Un paradoxe gouvernemental
Le paradoxe est frappant : alors que le gouvernement affirme lutter contre toutes les formes d’exclusion sociale et économique, il semble ne pas mesurer que les médias figurent parmi les secteurs les plus durement touchés par la crise économique et sanitaire. Ailleurs dans le monde, les États ont mis en place des fonds spéciaux d’urgence pour soutenir la presse durant la pandémie, reconnaissant son rôle stratégique en temps de crise.
En Mauritanie, malgré l’existence d’un fonds d’appui, les retards, les lenteurs et l’absence de vision globale ont vidé cet outil de sa portée réelle, laissant la presse privée s’enfoncer dans une vulnérabilité chronique.

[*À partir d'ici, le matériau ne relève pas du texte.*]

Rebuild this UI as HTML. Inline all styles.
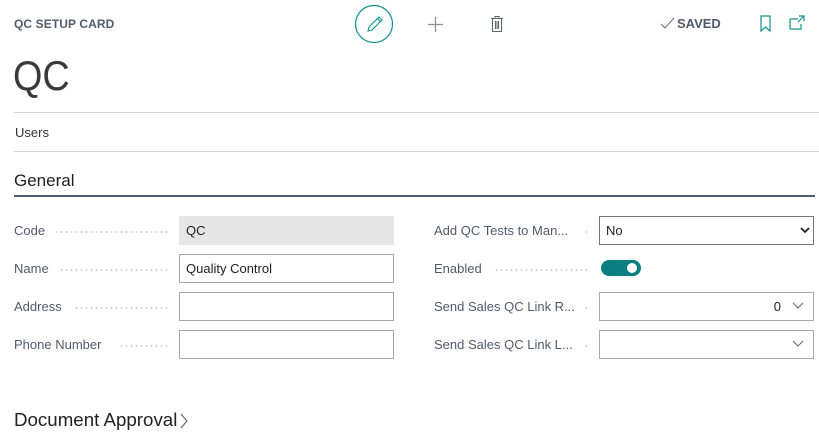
<!DOCTYPE html>
<html><head><meta charset="utf-8"><style>
*{margin:0;padding:0;box-sizing:border-box}
body{width:819px;height:436px;background:#fff;font-family:"Liberation Sans",sans-serif;color:#212121;position:relative;overflow:hidden}
.a{position:absolute;white-space:nowrap}
.lbl{font-size:13px;color:#505C6D}
.dots{position:absolute;height:2px;background:radial-gradient(circle,#b8bcc2 0.7px,transparent 0.9px) 0 0/5px 2px repeat-x}
.inp{position:absolute;height:29px;border:1px solid #a8a8a8;background:#fff;font-size:13px;padding:6px 6px}
</style></head><body>
<div class="a" style="left:14px;top:17px;font-size:12px;font-weight:bold;color:#505C6D;letter-spacing:0.1px">QC SETUP CARD</div>
<svg class="a" style="left:354px;top:4px" width="40" height="40"><circle cx="20" cy="20" r="18.5" fill="none" stroke="#12908e" stroke-width="1.2"/><path d="M14 27 L15 23 L25 13 L28 16 L18 26 Z M23.5 14.5 L26.5 17.5" fill="none" stroke="#12908e" stroke-width="1.1"/></svg>
<svg class="a" style="left:427px;top:16px" width="17" height="17"><path d="M8.5 1V16M1 8.5H16" stroke="#8a8f96" stroke-width="1.3"/></svg>
<svg class="a" style="left:490px;top:15px" width="14" height="18"><path d="M1 3.5H13M5 3.5V1.5H9V3.5M2.5 3.5V16.5H11.5V3.5M5.5 6V14M7 6V14M8.5 6V14" fill="none" stroke="#5c6470" stroke-width="1"/></svg>
<svg class="a" style="left:660px;top:17px" width="16" height="14"><path d="M1 7L5 11L14 1" fill="none" stroke="#6b7280" stroke-width="1"/></svg>
<div class="a" style="left:677px;top:16px;font-size:13px;font-weight:bold;color:#505C6D">SAVED</div>
<svg class="a" style="left:760px;top:15px" width="12" height="18"><path d="M1 1H10V16L5.5 12L1 16Z" fill="none" stroke="#12908e" stroke-width="1.2"/></svg>
<svg class="a" style="left:789px;top:15px" width="18" height="16"><path d="M9 4H1V14H12V9M10 1H15V6M15 1L9 7" fill="none" stroke="#12908e" stroke-width="1.2"/></svg>
<div class="a" style="left:13px;top:52px;font-size:42px;color:#3a3a3a;transform:scaleX(0.9);transform-origin:left">QC</div>
<div class="a" style="left:14px;top:112px;width:805px;height:1px;background:#d6d6d6"></div>
<div class="a" style="left:15px;top:125px;font-size:13px;color:#333">Users</div>
<div class="a" style="left:14px;top:151px;width:805px;height:1px;background:#d6d6d6"></div>
<div class="a" style="left:14px;top:171px;font-size:17px;color:#212121">General</div>
<div class="a" style="left:14px;top:195px;width:801px;height:2px;background:#505C6D"></div>

<div class="a lbl" style="left:14px;top:223px">Code</div><div class="dots" style="left:54px;width:116px;top:231px"></div>
<div class="inp" style="left:179px;top:216px;width:215px;background:#e6e6e7;border-color:#e6e6e7">QC</div>
<div class="a lbl" style="left:14px;top:261px">Name</div><div class="dots" style="left:59px;width:111px;top:269px"></div>
<div class="inp" style="left:179px;top:254px;width:215px">Quality Control</div>
<div class="a lbl" style="left:14px;top:299px">Address</div><div class="dots" style="left:74px;width:96px;top:307px"></div>
<div class="inp" style="left:179px;top:292px;width:215px"></div>
<div class="a lbl" style="left:14px;top:337px">Phone Number</div><div class="dots" style="left:119px;width:51px;top:345px"></div>
<div class="inp" style="left:179px;top:330px;width:215px"></div>

<div class="a lbl" style="left:434px;top:223px">Add QC Tests to Man...</div><div class="dots" style="left:584px;width:4px;top:231px"></div>
<div class="inp" style="left:599px;top:216px;width:215px;border-color:#777">No</div>
<svg class="a" style="left:800px;top:226px" width="10" height="8"><path d="M1 2L5 6L9 2" fill="none" stroke="#222" stroke-width="1.8"/></svg>
<div class="a lbl" style="left:434px;top:261px">Enabled</div><div class="dots" style="left:494px;width:96px;top:269px"></div>
<div class="a" style="left:601px;top:260px;width:40px;height:16px;border-radius:8px;background:#0b8080"></div>
<div class="a" style="left:627px;top:263px;width:10px;height:10px;border-radius:5px;background:#fff"></div>
<div class="a lbl" style="left:434px;top:299px">Send Sales QC Link R...</div><div class="dots" style="left:584px;width:4px;top:307px"></div>
<div class="inp" style="left:599px;top:292px;width:215px;text-align:right;padding-right:32px">0</div>
<svg class="a" style="left:792px;top:302px" width="12" height="8"><path d="M1 1L6 6L11 1" fill="none" stroke="#666" stroke-width="1"/></svg>
<div class="a lbl" style="left:434px;top:337px">Send Sales QC Link L...</div><div class="dots" style="left:584px;width:4px;top:345px"></div>
<div class="inp" style="left:599px;top:330px;width:215px"></div>
<svg class="a" style="left:792px;top:340px" width="12" height="8"><path d="M1 1L6 6L11 1" fill="none" stroke="#666" stroke-width="1"/></svg>

<div class="a" style="left:14px;top:410px;font-size:18px;color:#212121;transform:scaleX(1.04);transform-origin:left">Document Approval</div>
<svg class="a" style="left:179px;top:413px" width="10" height="16"><path d="M2 1L8 8L2 15" fill="none" stroke="#555" stroke-width="1"/></svg>
</body></html>
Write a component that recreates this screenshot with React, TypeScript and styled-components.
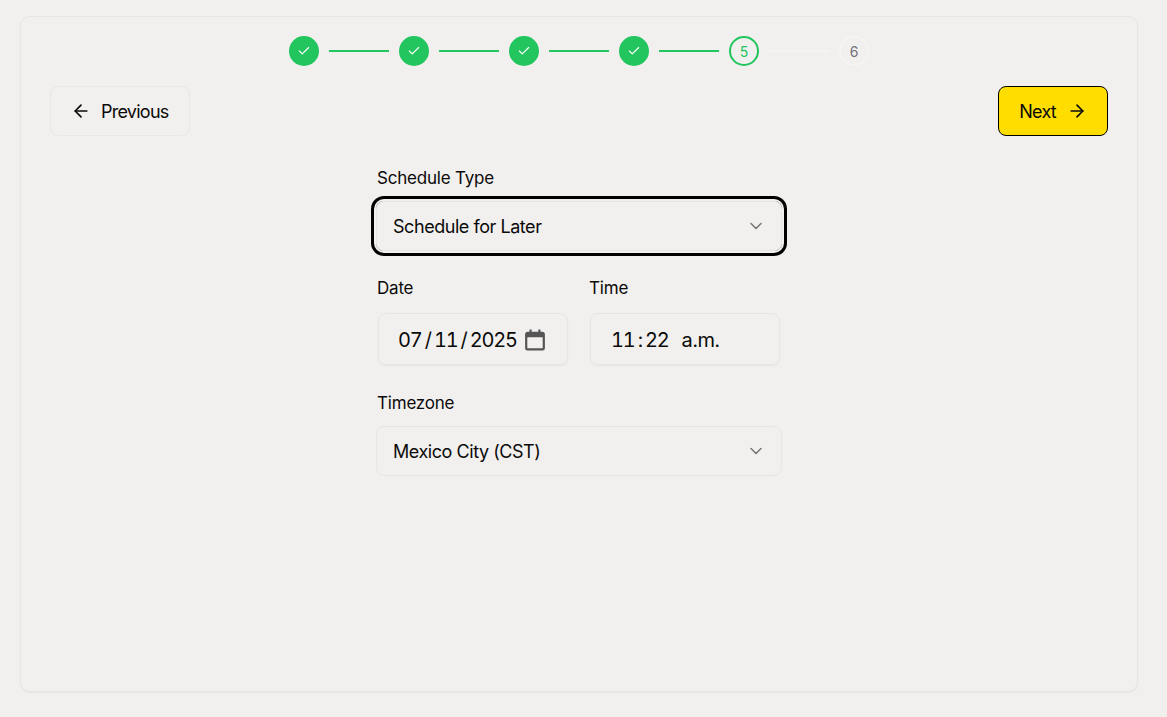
import React from "react";
import styled, { createGlobalStyle } from "styled-components";
import { ArrowLeft, ArrowRight, Check, ChevronDown } from "lucide-react";

const Global = createGlobalStyle`
  html, body { margin: 0; padding: 0; height: 100%; background: #f2f0ee; }
  body { font-family: Inter, "Liberation Sans", sans-serif; color: #0a0a0a; }
`;
const Page = styled.div`
  box-sizing: border-box;
  width: 1167px;
  height: 717px;
  padding: 16px 29px 25px 20px;
  overflow: hidden;
`;
const Card = styled.main`
  box-sizing: border-box;
  height: 676px;
  padding: 19px 29px 0;
  border: 1px solid #e8e6e4;
  border-radius: 10px;
  box-shadow: 0 1px 2px rgba(0, 0, 0, 0.05);
`;
const Stepper = styled.ol`
  list-style: none;
  margin: 0;
  padding: 0;
  height: 30px;
  display: flex;
  justify-content: center;
  align-items: center;
  gap: 10px;
`;
const Step = styled.li<{ $state: "done" | "active" | "todo" }>`
  box-sizing: border-box;
  width: 30px;
  height: 30px;
  border-radius: 50%;
  display: flex;
  align-items: center;
  justify-content: center;
  font-size: 14px;
  background: ${(p) => (p.$state === "done" ? "#22c55e" : "transparent")};
  border: 2px solid ${(p) => (p.$state === "todo" ? "#f5f4f2" : "#22c55e")};
  color: ${(p) => (p.$state === "done" ? "#fff" : p.$state === "active" ? "#22c55e" : "#71717a")};
`;
const Line = styled.li<{ $on: boolean }>`
  width: 60px;
  height: 2px;
  background: ${(p) => (p.$on ? "#22c55e" : "#f5f4f2")};
`;
const Nav = styled.nav`
  display: flex;
  justify-content: space-between;
  margin-top: 20px;
`;
const Button = styled.button<{ $primary?: boolean }>`
  box-sizing: border-box;
  height: 50px;
  padding: 0 20px;
  display: flex;
  align-items: center;
  gap: ${(p) => (p.$primary ? "11px" : "10px")};
  border-radius: 8px;
  font: 400 18px Inter, "Liberation Sans", sans-serif;
  letter-spacing: -0.75px;
  color: #0a0a0a;
  background: ${(p) => (p.$primary ? "#ffdd00" : "transparent")};
  border: 1px solid ${(p) => (p.$primary ? "#000" : "#e9e7e5")};
`;
const Form = styled.form`
  width: 406px;
  margin: 30px auto 0;
  display: flex;
  flex-direction: column;
`;
const Label = styled.label`
  display: block;
  font-size: 17px;
  line-height: 24px;
  letter-spacing: -0.2px;
  padding-left: 1px;
  margin-bottom: 11px;
`;
const Select = styled.div<{ $focused?: boolean }>`
  box-sizing: border-box;
  height: 50px;
  padding: 0 15px 0 16px;
  display: flex;
  align-items: center;
  justify-content: space-between;
  font-size: 18px;
  letter-spacing: -0.45px;
  border-radius: 8px;
  border: 1px solid #e8e6e4;
  box-shadow: ${(p) => (p.$focused ? "0 0 0 2px #f2f0ee, 0 0 0 5px #000" : "none")};
  svg { color: #737373; }
`;
const Row = styled.div`
  display: flex;
  gap: 22px;
  margin-top: 25px;
  padding: 0 2px;
`;
const Field = styled.div`
  width: 190px;
  & > label { margin-left: -2px; margin-bottom: 13px; }
`;
const DateBox = styled.div<{ $inset: number }>`
  box-sizing: border-box;
  height: 52px;
  padding: 1px 0 0 ${(p) => p.$inset}px;
  display: flex;
  align-items: center;
  gap: 7px;
  font-size: 20px;
  font-variant-numeric: tabular-nums;
  letter-spacing: -1.2px;
  word-spacing: -1px;
  border-radius: 8px;
  border: 1px solid #e8e6e4;
  box-shadow: 0 1px 2px rgba(0, 0, 0, 0.05);
  white-space: pre;
`;
const Meridiem = styled.span`
  margin-left: 6px;
  letter-spacing: -0.4px;
`;
const Zone = styled.div`
  margin-top: 26px;
`;

const steps = [1, 2, 3, 4, 5, 6];

export default function App() {
  return (
    <Page>
      <Global />
      <Card>
        <Stepper>
          {steps.map((n) => (
            <React.Fragment key={n}>
              <Step $state={n < 5 ? "done" : n === 5 ? "active" : "todo"}>
                {n < 5 ? <Check size={14} strokeWidth={2} /> : n}
              </Step>
              {n < 6 && <Line $on={n < 5} />}
            </React.Fragment>
          ))}
        </Stepper>
        <Nav>
          <Button type="button">
            <ArrowLeft size={20} strokeWidth={2} />
            Previous
          </Button>
          <Button type="button" $primary>
            Next
            <ArrowRight size={20} strokeWidth={2} />
          </Button>
        </Nav>
        <Form>
          <Label>Schedule Type</Label>
          <Select $focused>
            Schedule for Later
            <ChevronDown size={20} strokeWidth={1.75} />
          </Select>
          <Row>
            <Field>
              <Label>Date</Label>
              <DateBox $inset={19}>
                07 / 11 / 2025
                <svg width="22" height="22" viewBox="0 0 20 20" fill="none">
                  <path d="M5 0.5h2v2h6v-2h2v2h1.5A2.5 2.5 0 0 1 19 5v12.5a2 2 0 0 1-2 2H3a2 2 0 0 1-2-2V5a2.5 2.5 0 0 1 2.5-2.5H5z" fill="#555" />
                  <rect x="3" y="7.5" width="14" height="10" rx="0.5" fill="#f2f0ee" />
                </svg>
              </DateBox>
            </Field>
            <Field>
              <Label>Time</Label>
              <DateBox $inset={20}>
                11 : 22
                <Meridiem>a.m.</Meridiem>
              </DateBox>
            </Field>
          </Row>
          <Zone>
            <Label>Timezone</Label>
            <Select>
              Mexico City (CST)
              <ChevronDown size={20} strokeWidth={1.75} />
            </Select>
          </Zone>
        </Form>
      </Card>
    </Page>
  );
}
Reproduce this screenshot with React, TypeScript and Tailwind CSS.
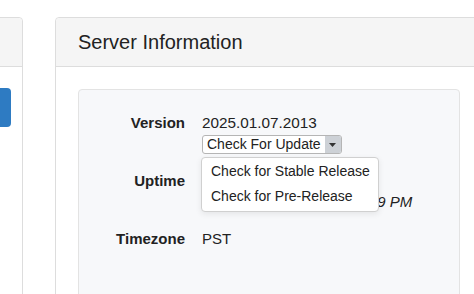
import React from "react";

export default function App() {
  return (
    <div
      className="w-[474px] h-[294px] overflow-hidden bg-white flex items-start pt-[17px] text-[#222]"
      style={{ fontFamily: '"Liberation Sans", Arial, sans-serif' }}
    >
      {/* Left panel (partially off screen) */}
      <div className="shrink-0 ml-[-100px] w-[123px] h-[400px] border border-[#dddddd] rounded-[4px] bg-white">
        <div className="h-[49px] bg-[#f5f5f5] border-b border-[#dddddd] rounded-t-[4px]" />
        <div className="pt-[21px]">
          <div className="ml-[69px] w-[41px] h-[39px] bg-[#2e7bc2] rounded-[4px]" />
        </div>
      </div>

      {/* Server Information panel */}
      <div className="shrink-0 ml-[32px] w-[427px] h-[400px] border border-[#dddddd] rounded-t-[4px] bg-white">
        <div className="h-[49px] bg-[#f5f5f5] border-b border-[#dddddd] rounded-t-[4px] pl-[22px] py-[12px]">
          <h3 className="text-[20px] leading-[24px] text-[#222]">Server Information</h3>
        </div>
        <div className="pt-[22px] pl-[22px]">
          <div className="w-[382px] h-[300px] border border-[#e3e3e3] rounded-[4px] bg-[#f7f8fa] pt-[22px]">
            <div className="grid grid-cols-[106px_1fr] gap-x-[17px] gap-y-[16px] text-[15px] leading-[21px]">
              <div className="text-right font-bold">Version</div>
              <div>
                <div className="text-[15.3px]">2025.01.07.2013</div>
                <div className="relative mt-[2px] w-fit">
                  <div className="flex h-[19px] border border-[#b5b5b5] rounded-[3px] bg-white overflow-hidden">
                    <span className="pl-[4px] pr-[4px] text-[14px] leading-[17px]">Check For Update</span>
                    <span className="w-[16px] bg-[#cdd1d6] flex items-center justify-center">
                      <svg width="7" height="4" viewBox="0 0 7 4">
                        <path d="M0 0 L7 0 L3.5 4 Z" fill="#333" />
                      </svg>
                    </span>
                  </div>
                  <div className="absolute left-[-1px] top-[22px] w-[178px] h-[55px] z-10 bg-white border border-[#d0d0d0] rounded-[4px] shadow-[0_2px_6px_rgba(0,0,0,0.08)] pt-[1px] text-[14px] leading-[25px] whitespace-nowrap">
                    <div className="px-[9px] h-[25px]">Check for Stable Release</div>
                    <div className="px-[9px] h-[25px]">Check for Pre-Release</div>
                  </div>
                </div>
              </div>

              <div className="text-right font-bold">Uptime</div>
              <div className="whitespace-nowrap">
                <div className="h-[21px]" />
                <div className="italic">Since 01/07/2025, 08:13:49 PM</div>
              </div>

              <div className="text-right font-bold">Timezone</div>
              <div>PST</div>
            </div>
          </div>
        </div>
      </div>
    </div>
  );
}
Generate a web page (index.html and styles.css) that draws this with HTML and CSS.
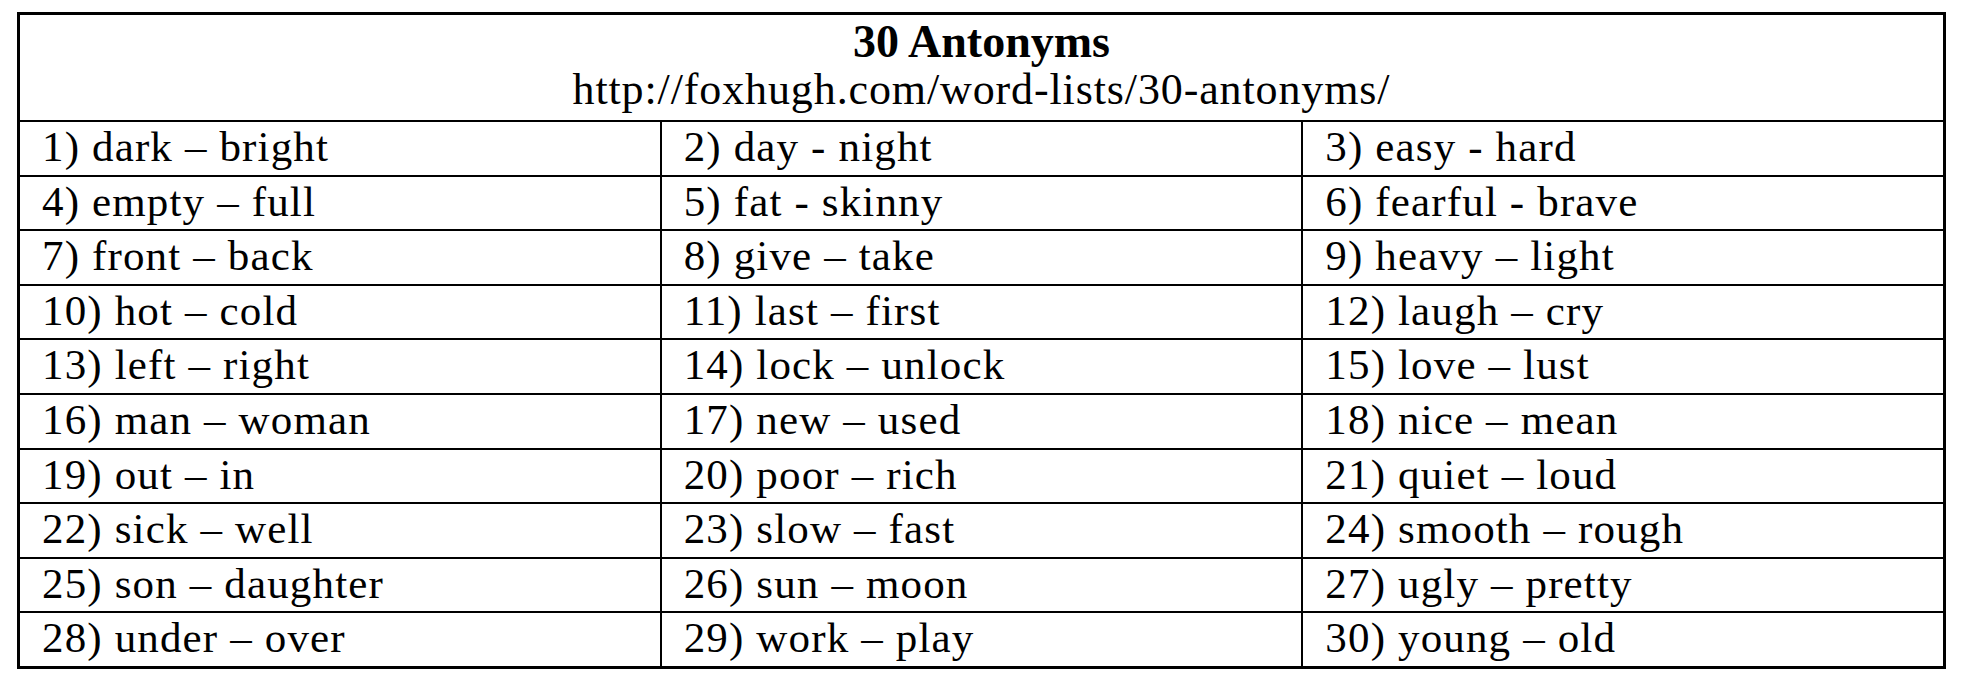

Un enjeu démocratique majeur
Le tableau est sombre, mais l’enjeu dépasse la survie des entreprises de presse. Il touche au cœur même de la démocratie. Une presse affaiblie, dépendante ou marginalisée ne peut pleinement jouer son rôle de contre-pouvoir, d’information citoyenne et de veille démocratique.
Réhabiliter la presse privée mauritanienne suppose une prise de conscience politique claire, une réforme profonde des mécanismes de soutien, un accès équitable à l’information publique et une reconnaissance réelle du journalisme comme bien public. Faute de quoi, le silence progressif des médias indépendants risque de devenir l’un des symptômes les plus inquiétants de la crise démocratique à venir.